I don't think it's worth changing it now, though, especially in Git. In
the scenario you describe, even if we change Git to reject lines with
different counts, failing to find a matching line means we fall back to
Myers, which matches up the only "c" on the left and the first "c" on
the right anyway (so in the end, we still won't get the result that you
might want - reporting that the whole block has changed). (In jj's case,
in which there is no fall back to Myers, I think it's reasonable to make
histogram diff work only with non-different counts, since the lack of
a fall back will indeed mean that we report that the whole block has
changed.

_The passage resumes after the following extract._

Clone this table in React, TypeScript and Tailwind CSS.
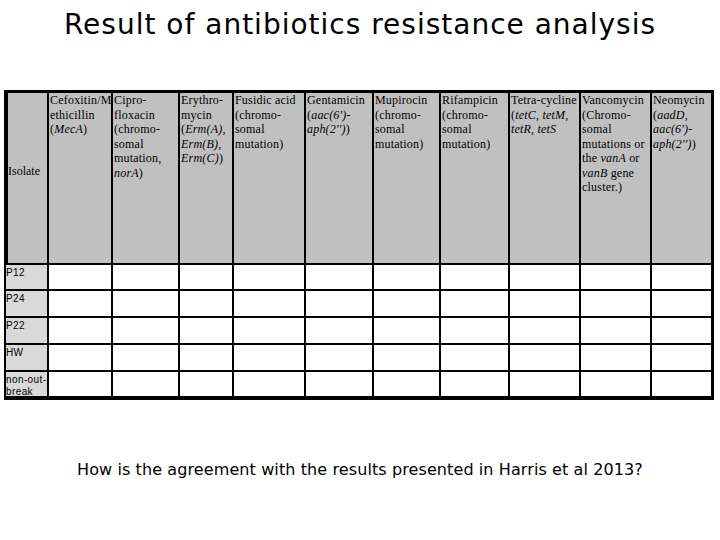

This sounds like the "highly ambiguous" case that Bram Cohen,
the inventor of patience diff, mentions in [3].)

To further complicate things, in both JGit and Git, a line with
different counts is not considered matching only if the count in
"A" (the left hand side) is greater than the count in "B" [2]. I can't
think of a reason for this asymmetry, and the class documentation
comment in [1] doesn't explain that either.

[1] https://eclipse.googlesource.com/jgit/jgit/+/refs/heads/master/org.eclipse.jgit/src/org/eclipse/jgit/diff/HistogramDiff.java
[2] https://eclipse.googlesource.com/jgit/jgit/+/refs/heads/master/org.eclipse.jgit/src/org/eclipse/jgit/diff/HistogramDiffIndex.java#206
[3] https://lore.kernel.org/git/alpine.DEB.1.00.0902052113590.7491@intel-tinevez-2-302/

> As some of you know, I work on the Jujutsu/jj VCS
> (https://github.com/jj-vcs/jj). We also use histogram diff (and only
> histogram diff) and actually allowed matching up lines with different
> counts a while ago, but I thought it seemed too arbitrary to line up
> the first matches if there were different counts, so we changed that.
> Then we got a report from a user that Git behaves differently. See
> https://github.com/jj-vcs/jj/issues/761#issuecomment-2581219294 for
> more details.
> 
> Thanks

I think that it is unavoidable that different VCSes may produce
different diffs. Even in Git itself, there are many options (including
which algorithm to use) that can change the nature of the diff produced.